Se este texto começou com Borges, por alguma razão é. Borges não só se deixou envolver pelo mistério da cabala, da tradição judaica, como fez com que em sua obra alguns temas se repetissem como obsessões. Essas mesmas obsessões se repetem na poesia de Amâncio, como os olhos da pantera, os espelhos, o labirinto, que não só remetem o seu fazer poético para o mestre argentino como para T.S. Eliot e, mais para atrás, Walt Whitman e Mallarmé.

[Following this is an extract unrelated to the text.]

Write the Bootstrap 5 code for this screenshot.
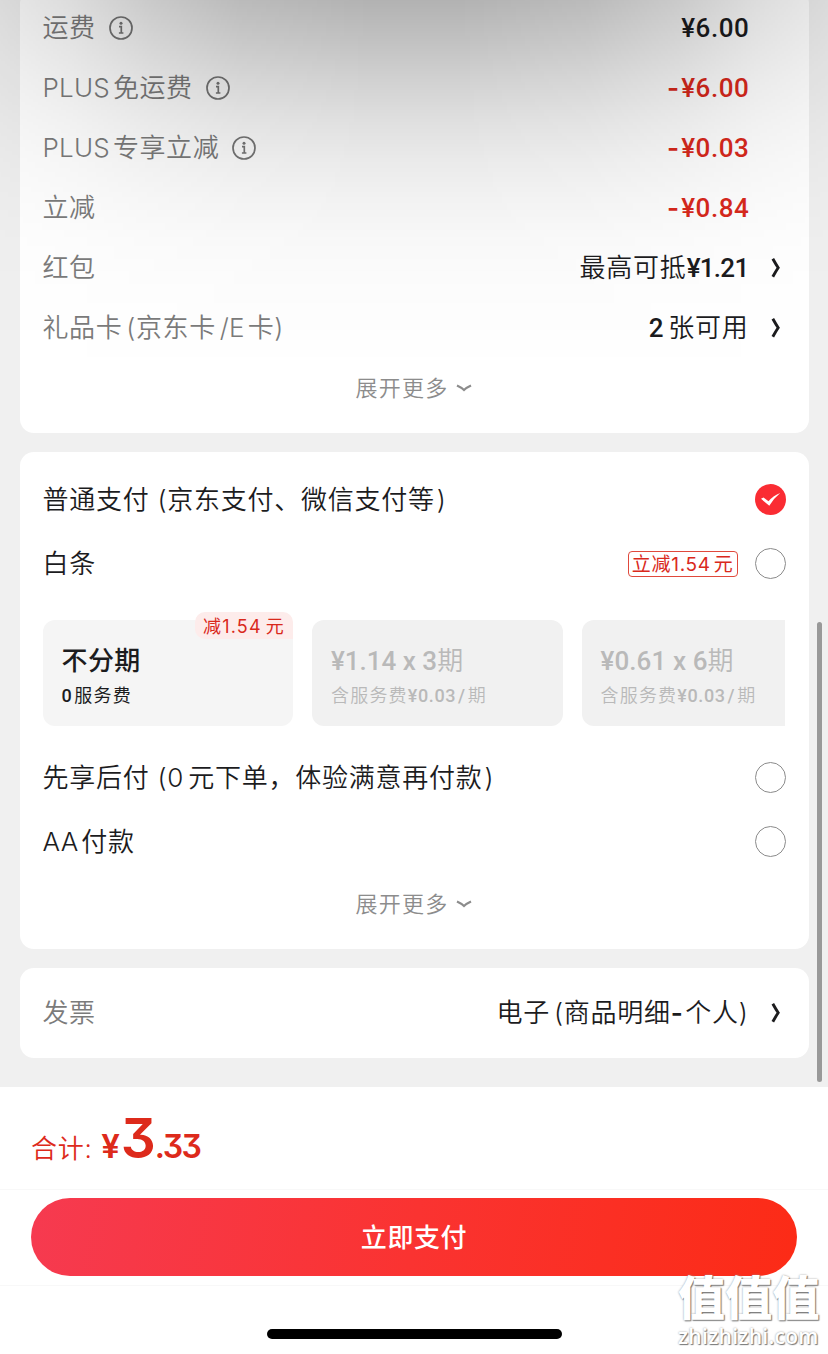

Em Método, que faz parte do terceiro livro, Óbvio, que dá título ao volume, o poeta diz:


Quanto a saber as mãos impõe-se encarar os olhos da pantera eles são as garras dela apenas não vacilam quando mostram plenos pelos desvãos do espelho um acordo com a chama recortada dos cristais modo de seu ataque aquele relâmpago em detalhes brota do choque da luz com espanto o rigor repete se avançam.

 

           Se não se cita aqui nenhum parente brasileiro de uma possível família literária do fazer poético de Amâncio, é porque o poeta já começa a correr em faixa própria. Que neste livro já tenha escapado da influência de Carlos Drummond de Andrade e João Cabral de Melo Neto é sinal de que a poesia brasileira começa a trilhar novos caminhos.

 

 

 

O livro: ÓBVIO, de Moacir Amâncio. Curitiba: Travessa dos Editores, 123 págs., R$ 32. 

 

 

 

abril, 2005
 
 
 
Adelto Gonçalves é Doutor em Literatura Portuguesa pela Universidade de São Paulo e autor de Gonzaga, um Poeta do Iluminismo (Rio de Janeiro: Nova Fronteira, 1999), Barcelona Brasileira (Lisboa: Nova Arrancada, 1999; São Paulo, Publisher Brasil, 2002) e Bocage — o Perfil Perdido (Lisboa: Caminho, 2003).